Bilker suggests negotiating lower interest rates on multiple cards you’re paying off, or moving as much debt as possible to a single low interest card. In some cases, this is cheaper than even a home equity loan and might be easier than you think, although it will take some legwork.


“Credit card companies should remain very competitive because the market is so saturated,” Bilker said. “They’re all going to be trying to steal each other’s customers.”


“It takes time to negotiate with credit card companies, but what’s your time worth? It could be the best paying job you’ll ever have. If it takes you 10 hours to negotiate your interest rate down to where it saves you $1,000, that’s $100 an hour.”

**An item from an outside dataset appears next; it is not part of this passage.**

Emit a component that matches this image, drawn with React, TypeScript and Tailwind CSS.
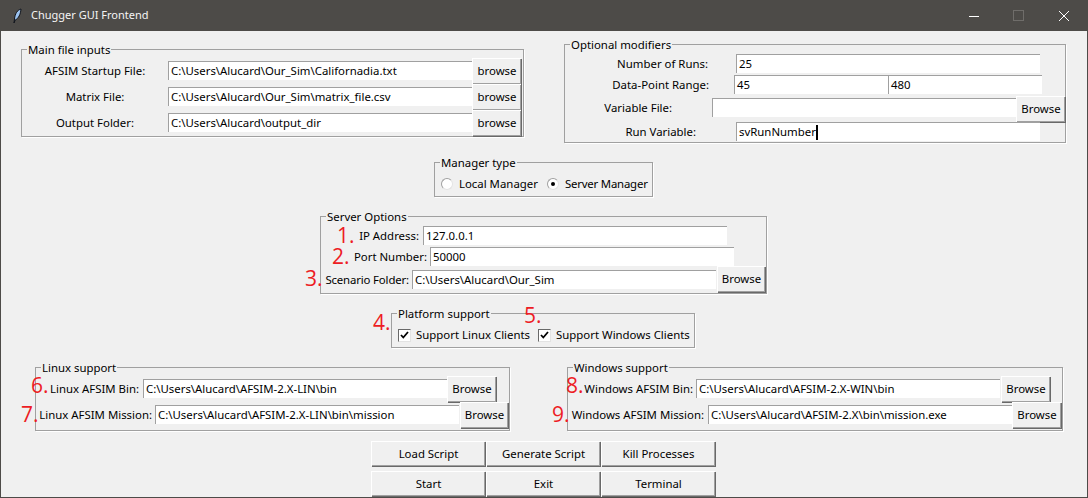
import type { ReactNode } from "react";

function Group({ title, className, children }: { title: string; className: string; children: ReactNode }) {
  return (
    <div className={`relative shrink-0 whitespace-nowrap border border-[#a0a0a0] shadow-[1px_1px_0_#ffffff] ${className}`}>
      <span className="absolute -top-[8px] left-[5px] bg-[#f0f0f0] px-px leading-[16px]">{title}</span>
      {children}
    </div>
  );
}

function Entry({ className, children }: { className: string; children?: ReactNode }) {
  return (
    <div className={`h-[19px] w-[304px] shrink-0 overflow-hidden whitespace-nowrap border-t border-l border-[#a0a0a0] bg-white pl-[2px] leading-[17px] ${className}`}>
      {children}
    </div>
  );
}

function Btn({ className, children }: { className: string; children: ReactNode }) {
  return (
    <div className={`flex shrink-0 items-center justify-center border-t border-l border-white bg-[#f0f0f0] pb-px shadow-[inset_-1px_-1px_0_#a0a0a0,1px_1px_0_#696969] ${className}`}>
      {children}
    </div>
  );
}

function Label({ className, children }: { className: string; children: ReactNode }) {
  return <span className={`shrink-0 whitespace-nowrap leading-[19px] ${className}`}>{children}</span>;
}

function Radio({ checked }: { checked?: boolean }) {
  return (
    <span className="flex h-[12px] w-[12px] shrink-0 items-center justify-center rounded-full border border-[#a0a0a0] border-r-[#e3e3e3] border-b-[#e3e3e3] bg-white">
      {checked && <span className="h-[4px] w-[4px] rounded-full bg-black" />}
    </span>
  );
}

function Check() {
  return (
    <span className="flex h-[13px] w-[13px] shrink-0 items-center justify-center border border-[#696969] border-r-[#e3e3e3] border-b-[#e3e3e3] bg-white">
      <svg width="9" height="9" viewBox="0 0 9 9">
        <path d="M1 4 L3.3 6.5 L8 1" fill="none" stroke="#000" strokeWidth="1.8" />
      </svg>
    </span>
  );
}

// red numbers painted over the screenshot
const marks = [
  { n: "1.", c: "left-[336px] top-[225px]" },
  { n: "2.", c: "left-[331px] top-[246px]" },
  { n: "3.", c: "left-[304px] top-[268px]" },
  { n: "4.", c: "left-[372px] top-[312px]" },
  { n: "5.", c: "left-[523px] top-[305px]" },
  { n: "6.", c: "left-[30px] top-[375px]" },
  { n: "7.", c: "left-[20px] top-[404px]" },
  { n: "8.", c: "left-[565px] top-[375px]" },
  { n: "9.", c: "left-[551px] top-[404px]" },
];

export default function App() {
  return (
    <div className="relative flex h-[498px] w-[1088px] flex-col overflow-hidden border-x border-b border-[#4d4b48] bg-[#f0f0f0] font-['Noto_Sans',sans-serif] text-[11.4px] text-black">
      {/* Title bar */}
      <div className="-mx-px flex h-[31px] shrink-0 items-center bg-[#4d4b48] text-[11px] text-[#f4f4f4]">
        <svg className="ml-[13px]" width="9" height="16" viewBox="0 0 9 16">
          <path d="M8 1 C4.5 2 2 5.5 1.5 11 L1 15 L2.2 12 C5.5 10.5 7.5 6.5 8 1 Z" fill="#9cc3f0" stroke="#10131a" strokeWidth="1" />
        </svg>
        <span className="ml-[9px]">Chugger GUI Frontend</span>
        <div className="ml-auto flex items-center">
          <svg width="12" height="12" viewBox="0 0 12 12">
            <path d="M1 6.5 H11" stroke="#ffffff" strokeWidth="1" />
          </svg>
          <svg className="ml-[33px]" width="11" height="11" viewBox="0 0 11 11">
            <rect x="0.5" y="0.5" width="10" height="10" fill="none" stroke="#6f6d6a" />
          </svg>
          <svg className="ml-[34px] mr-[18px]" width="12" height="12" viewBox="0 0 12 12">
            <path d="M1 1 L11 11 M11 1 L1 11" stroke="#ffffff" strokeWidth="1" />
          </svg>
        </div>
      </div>

      {/* Top groups */}
      <div className="flex h-[112px] shrink-0 items-start">
        <Group title="Main file inputs" className="ml-[20px] mt-[18px] h-[88px] w-[503px] pt-[8px]">
          {[
            ["AFSIM Startup File:", "C:\\Users\\Alucard\\Our_Sim\\Californadia.txt"],
            ["Matrix File:", "C:\\Users\\Alucard\\Our_Sim\\matrix_file.csv"],
            ["Output Folder:", "C:\\Users\\Alucard\\output_dir"],
          ].map(([label, value]) => (
            <div key={label} className="flex h-[26px] items-start">
              <Label className="mt-[3px] w-[146px] text-center">{label}</Label>
              <Entry className="mt-[3px]">{value}</Entry>
              <Btn className="h-[26px] w-[49px]">browse</Btn>
            </div>
          ))}
        </Group>

        <Group title="Optional modifiers" className="ml-[40px] mt-[13px] h-[99px] w-[502px] pt-[9px]">
          <div className="flex h-[21px] items-start">
            <Label className="w-[143px] text-right">Number of Runs:</Label>
            <Entry className="ml-[28px]">25</Entry>
          </div>
          <div className="flex h-[21px] items-start">
            <Label className="w-[144px] text-right">Data-Point Range:</Label>
            <Entry className="ml-[25px] !w-[154px]">45</Entry>
            <Entry className="!w-[154px]">480</Entry>
          </div>
          <div className="flex h-[26px] items-start">
            <Label className="mt-[2px] w-[107px] text-right">Variable File:</Label>
            <Entry className="ml-[40px] mt-[2px]" />
            <Btn className="h-[26px] w-[49px]">Browse</Btn>
          </div>
          <div className="flex h-[19px] items-start">
            <Label className="w-[131px] text-right">Run Variable:</Label>
            <Entry className="ml-[40px]">
              svRunNumber<span className="inline-block h-[15px] w-[2px] bg-black align-middle" />
            </Entry>
          </div>
        </Group>
      </div>

      {/* Manager type */}
      <Group title="Manager type" className="ml-[433px] mt-[19px] flex h-[35px] w-[219px] items-center pl-[6px] pt-[9px]">
        <Radio />
        <span className="ml-[6px]">Local Manager</span>
        <span className="ml-[9px]"><Radio checked /></span>
        <span className="ml-[6px] tracking-[-0.2px]">Server Manager</span>
      </Group>

      {/* Server options */}
      <Group title="Server Options" className="ml-[319px] mt-[19px] h-[78px] w-[447px] pt-[9px]">
        <div className="flex h-[21px] items-start">
          <Label className="w-[98px] text-right">IP Address:</Label>
          <Entry className="ml-[4px]">127.0.0.1</Entry>
        </div>
        <div className="flex h-[19px] items-start">
          <Label className="w-[106px] text-right">Port Number:</Label>
          <Entry className="ml-[3px]">50000</Entry>
        </div>
        <div className="flex h-[27px] items-start">
          <Label className="mt-[4px] w-[88px] text-right tracking-[-0.15px]">Scenario Folder:</Label>
          <Entry className="ml-[3px] mt-[4px]">C:\Users\Alucard\Our_Sim</Entry>
          <Btn className="ml-px h-[26px] w-[48px]">Browse</Btn>
        </div>
      </Group>

      {/* Platform support */}
      <Group title="Platform support" className="ml-[390px] mt-[19px] flex h-[35px] w-[304px] items-center pl-[6px] pt-[9px]">
        <Check />
        <span className="ml-[5px]">Support Linux Clients</span>
        <span className="ml-[8px]"><Check /></span>
        <span className="ml-[5px]">Support Windows Clients</span>
      </Group>

      {/* Linux / Windows support */}
      <div className="mt-[19px] flex h-[64px] shrink-0 items-start">
        <Group title="Linux support" className="ml-[34px] h-[64px] w-[475px] pt-[8px]">
          <div className="flex h-[26px] items-start">
            <Label className="mt-[3px] w-[103px] text-right">Linux AFSIM Bin:</Label>
            <Entry className="ml-[4px] mt-[3px]">C:\Users\Alucard\AFSIM-2.X-LIN\bin</Entry>
            <Btn className="h-[26px] w-[49px]">Browse</Btn>
          </div>
          <div className="flex h-[26px] items-start">
            <Label className="mt-[3px] w-[116px] text-right">Linux AFSIM Mission:</Label>
            <Entry className="ml-[3px] mt-[3px]">C:\Users\Alucard\AFSIM-2.X-LIN\bin\mission</Entry>
            <Btn className="ml-px h-[26px] w-[48px]">Browse</Btn>
          </div>
        </Group>

        <Group title="Windows support" className="ml-[57px] h-[64px] w-[496px] pt-[8px]">
          <div className="flex h-[26px] items-start">
            <Label className="mt-[3px] w-[125px] text-right">Windows AFSIM Bin:</Label>
            <Entry className="ml-[3px] mt-[3px]">C:\Users\Alucard\AFSIM-2.X-WIN\bin</Entry>
            <Btn className="ml-px h-[26px] w-[49px]">Browse</Btn>
          </div>
          <div className="flex h-[26px] items-start">
            <Label className="mt-[3px] w-[136px] text-right">Windows AFSIM Mission:</Label>
            <Entry className="ml-[4px] mt-[3px]">C:\Users\Alucard\AFSIM-2.X\bin\mission.exe</Entry>
            <Btn className="h-[26px] w-[49px]">Browse</Btn>
          </div>
        </Group>
      </div>

      {/* Bottom buttons */}
      <div className="ml-[370px] mt-[10px] grid grid-cols-[115px_115px_115px] gap-y-[5px]">
        {["Load Script", "Generate Script", "Kill Processes", "Start", "Exit", "Terminal"].map((label) => (
          <Btn key={label} className="h-[25px] w-[114px]">{label}</Btn>
        ))}
      </div>

      {marks.map((m) => (
        <span key={m.n} className={`absolute font-['Open_Sans',sans-serif] text-[21px] leading-[20px] text-[#ed1c24] ${m.c}`}>
          {m.n}
        </span>
      ))}
    </div>
  );
}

Lopping off three percentage points from 18 to 15 percent on the average U.S. household’s credit card debt of $9,312, will cut five years and save more than $4,000 in interest. Doubling the minimum payment at the reduced rate will pay off the balance in two years while paying $1,437 interest – a savings of almost $10,000 compared to the original terms of the loan.


But Draut said the competition is limited.


“The competition really is at the margins, for the people who want frequent flyer miles or other perks that go along with some cards,” she said. “People who are in revolving debt have far fewer options.”


Higher minimum monthly payments are in everyone’s future. Spurred by consumer watchdog groups, new federal guidelines require banks to increase the minimum monthly payments to include all fees an interest incurred during the month as well as covering at least 1 percent of the principal on the loan.


For some cardholders, this means an increase from 2 percent to up to 4 percent, effectively doubling their monthly credit card bills.


This can be scary news for people who are barely scraping together their minimum payments, but in the long run it will help them pay off the debt more quickly, advocates say. And paying it off may the only alternatives, since recent changes in bankruptcy law have made it harde to discharge credit-card debt by filing for personal bankruptcy.


Credit counseling also is an option, but only when others have been exhausted. And Draut cautioned that a proliferation of “fake non-profits” have made it harder to find a reputable agency.


“Avoid any claim that they’ll erase all of your debt,” Draut said. “If it sounds too good, to be true, it is.” She recommends finding an agency through the National Foundation for Credit Counseling,


Although these agencies have some negotiating clout with creditors that you do not, Shirley said, it sill comes down to personal responsibility.


“Of all the things in your life to have control over, the most important is your finances, because everything comes from the money,” Bilker said. There’s nothing more important than being able to handle your finances.”